Another retailer that places great value on Glee is Boyd Douglas-Davies who enthuses: “For us, it’s the most important show in the year, as it covers so many categories. Over half of our business is garden. We offer other categories, but gardening is still core to our business, and Glee is the number-one show for gardening.”
Ian from Garsons, explains how his team utilises the show. “We use Glee to source new suppliers and also take the time to talk to existing suppliers. Glee is where we do our ranging; we do the research and plan our ranges, then follow up with purchases.”
Tammy Woodhouse echoes the sentiment: “It’s really important. We have always previously waited until Glee to start the ranging process… We try to see everything when we are there, determine what’s new and we then use that as a basis to move forward.”
What do you think of the new June timing of Glee?
“For us, the timing is great because it’s at the end of the season, so you know what sold well and you can make more informed decisions at the show, when all that information is fresh in your mind,” says Ian Richardson.
Like Ian, Tammy from Millbrook believes having the show hot on the heels of the season will be beneficial.

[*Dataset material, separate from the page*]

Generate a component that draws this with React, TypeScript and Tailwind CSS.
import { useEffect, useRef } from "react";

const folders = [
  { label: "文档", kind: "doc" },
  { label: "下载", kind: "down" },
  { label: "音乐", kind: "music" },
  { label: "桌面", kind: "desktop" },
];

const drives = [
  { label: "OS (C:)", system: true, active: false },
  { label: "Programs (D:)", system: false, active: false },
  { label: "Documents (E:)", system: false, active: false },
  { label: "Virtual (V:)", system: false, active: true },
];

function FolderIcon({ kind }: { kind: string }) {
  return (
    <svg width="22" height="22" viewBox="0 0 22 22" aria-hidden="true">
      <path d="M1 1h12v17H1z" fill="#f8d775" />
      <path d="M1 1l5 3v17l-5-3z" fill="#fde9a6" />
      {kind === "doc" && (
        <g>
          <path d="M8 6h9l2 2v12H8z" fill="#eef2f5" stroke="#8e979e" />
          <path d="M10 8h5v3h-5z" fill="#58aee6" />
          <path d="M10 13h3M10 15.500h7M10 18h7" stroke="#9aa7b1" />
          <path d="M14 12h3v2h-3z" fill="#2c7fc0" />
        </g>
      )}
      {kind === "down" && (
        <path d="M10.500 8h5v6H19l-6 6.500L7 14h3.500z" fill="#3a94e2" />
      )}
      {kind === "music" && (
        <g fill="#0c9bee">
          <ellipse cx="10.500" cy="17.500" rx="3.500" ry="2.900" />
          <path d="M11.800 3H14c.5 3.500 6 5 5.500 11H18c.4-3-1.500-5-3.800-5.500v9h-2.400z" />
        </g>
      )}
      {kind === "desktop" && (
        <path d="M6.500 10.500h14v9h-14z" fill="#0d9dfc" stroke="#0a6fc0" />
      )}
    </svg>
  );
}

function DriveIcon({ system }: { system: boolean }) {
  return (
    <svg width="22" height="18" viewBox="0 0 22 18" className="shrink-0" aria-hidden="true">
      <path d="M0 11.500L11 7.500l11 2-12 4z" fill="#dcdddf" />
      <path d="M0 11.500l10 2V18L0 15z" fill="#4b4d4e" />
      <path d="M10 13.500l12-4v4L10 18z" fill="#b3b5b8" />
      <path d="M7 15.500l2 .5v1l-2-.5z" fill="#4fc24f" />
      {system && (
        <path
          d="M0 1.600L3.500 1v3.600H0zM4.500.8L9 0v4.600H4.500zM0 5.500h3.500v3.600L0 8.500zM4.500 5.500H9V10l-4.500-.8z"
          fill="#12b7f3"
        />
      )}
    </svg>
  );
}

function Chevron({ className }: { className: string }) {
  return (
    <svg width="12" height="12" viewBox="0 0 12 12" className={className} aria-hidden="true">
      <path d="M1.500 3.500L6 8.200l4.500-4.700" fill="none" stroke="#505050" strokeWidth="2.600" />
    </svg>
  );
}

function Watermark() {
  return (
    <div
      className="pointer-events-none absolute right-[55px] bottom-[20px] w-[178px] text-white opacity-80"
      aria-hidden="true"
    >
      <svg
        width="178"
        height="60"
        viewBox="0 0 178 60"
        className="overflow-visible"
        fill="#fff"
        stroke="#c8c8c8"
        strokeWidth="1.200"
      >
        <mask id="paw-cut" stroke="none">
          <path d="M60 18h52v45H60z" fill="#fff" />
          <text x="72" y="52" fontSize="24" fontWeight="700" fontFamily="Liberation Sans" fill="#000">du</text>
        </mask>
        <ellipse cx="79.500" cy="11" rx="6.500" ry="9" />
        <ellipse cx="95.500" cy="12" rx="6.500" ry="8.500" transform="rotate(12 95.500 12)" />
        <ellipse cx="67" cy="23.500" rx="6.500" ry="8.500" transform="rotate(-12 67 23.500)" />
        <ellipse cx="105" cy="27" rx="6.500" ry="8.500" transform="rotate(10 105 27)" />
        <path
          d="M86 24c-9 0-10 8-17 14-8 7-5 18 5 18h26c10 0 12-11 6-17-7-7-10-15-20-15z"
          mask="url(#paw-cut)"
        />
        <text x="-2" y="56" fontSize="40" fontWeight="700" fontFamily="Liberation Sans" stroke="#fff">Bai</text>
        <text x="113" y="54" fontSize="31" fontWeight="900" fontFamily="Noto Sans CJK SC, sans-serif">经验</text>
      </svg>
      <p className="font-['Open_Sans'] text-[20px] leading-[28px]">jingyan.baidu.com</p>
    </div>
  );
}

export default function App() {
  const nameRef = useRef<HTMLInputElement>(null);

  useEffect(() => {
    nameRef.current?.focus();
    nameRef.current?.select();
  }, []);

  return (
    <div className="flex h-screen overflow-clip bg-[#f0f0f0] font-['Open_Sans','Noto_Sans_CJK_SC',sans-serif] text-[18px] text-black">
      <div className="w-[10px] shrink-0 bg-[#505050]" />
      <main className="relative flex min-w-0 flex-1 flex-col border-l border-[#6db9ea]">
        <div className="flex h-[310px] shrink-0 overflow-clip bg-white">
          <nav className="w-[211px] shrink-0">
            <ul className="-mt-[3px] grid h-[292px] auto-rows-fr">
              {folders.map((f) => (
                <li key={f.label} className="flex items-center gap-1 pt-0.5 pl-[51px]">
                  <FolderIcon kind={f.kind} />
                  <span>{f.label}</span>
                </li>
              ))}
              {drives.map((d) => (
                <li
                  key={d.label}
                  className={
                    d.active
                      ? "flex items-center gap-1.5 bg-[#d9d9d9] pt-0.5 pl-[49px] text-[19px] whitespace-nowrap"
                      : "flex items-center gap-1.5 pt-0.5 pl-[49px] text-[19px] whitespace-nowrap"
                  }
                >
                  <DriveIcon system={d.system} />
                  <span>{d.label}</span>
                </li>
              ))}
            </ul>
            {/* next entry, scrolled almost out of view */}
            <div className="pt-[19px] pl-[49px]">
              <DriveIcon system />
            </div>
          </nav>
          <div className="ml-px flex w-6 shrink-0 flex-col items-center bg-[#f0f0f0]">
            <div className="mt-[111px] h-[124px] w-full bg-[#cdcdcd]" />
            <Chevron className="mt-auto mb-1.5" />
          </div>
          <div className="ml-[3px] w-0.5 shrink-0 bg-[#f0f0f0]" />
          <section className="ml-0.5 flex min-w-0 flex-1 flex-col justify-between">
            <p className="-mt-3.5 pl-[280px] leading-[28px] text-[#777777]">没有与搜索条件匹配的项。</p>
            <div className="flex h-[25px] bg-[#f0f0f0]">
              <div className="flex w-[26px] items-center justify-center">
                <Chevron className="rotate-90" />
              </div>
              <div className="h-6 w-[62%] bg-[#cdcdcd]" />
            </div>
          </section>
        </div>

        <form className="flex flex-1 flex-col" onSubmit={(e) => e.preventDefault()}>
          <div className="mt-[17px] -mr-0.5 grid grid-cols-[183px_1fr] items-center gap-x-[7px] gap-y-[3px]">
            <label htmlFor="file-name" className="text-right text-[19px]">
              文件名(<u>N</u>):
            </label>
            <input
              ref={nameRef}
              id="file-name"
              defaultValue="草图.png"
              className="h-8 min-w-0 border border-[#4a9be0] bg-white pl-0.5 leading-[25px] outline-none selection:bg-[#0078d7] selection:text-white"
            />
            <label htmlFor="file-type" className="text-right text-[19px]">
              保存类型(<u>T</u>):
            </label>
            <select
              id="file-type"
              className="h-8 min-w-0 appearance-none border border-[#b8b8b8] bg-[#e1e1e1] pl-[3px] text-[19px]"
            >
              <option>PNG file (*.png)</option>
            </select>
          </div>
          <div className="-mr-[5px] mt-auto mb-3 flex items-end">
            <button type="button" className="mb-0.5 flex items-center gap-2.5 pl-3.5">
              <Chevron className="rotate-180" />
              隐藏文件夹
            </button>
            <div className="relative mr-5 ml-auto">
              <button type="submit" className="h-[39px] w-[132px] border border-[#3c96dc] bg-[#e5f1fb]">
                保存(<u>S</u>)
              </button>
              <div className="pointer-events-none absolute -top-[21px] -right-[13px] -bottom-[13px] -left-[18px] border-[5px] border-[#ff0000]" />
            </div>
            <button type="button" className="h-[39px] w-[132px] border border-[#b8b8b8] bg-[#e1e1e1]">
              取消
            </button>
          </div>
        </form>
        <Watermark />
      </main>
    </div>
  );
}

She says: “In a way, waiting until September was starting to become too late. The good thing is that spring will still be fresh in our mind when we attend in June. It’s how we shop other categories, like Christmas, so could work well.” She adds: “Also, there are increasing supply chain issues, which mean we are now under growing pressure to order earlier and earlier.
Boyd Douglas-Davies is very positive about the June timing, stating: “I think the move is great. The manufacturing world has changed, and we need to guarantee stock is in front of our customer when they want it. With the increased interest in gardening, the season has extended in both directions, so placing orders earlier is essential. The old Glee was too late for this new world order. June is therefore logical.”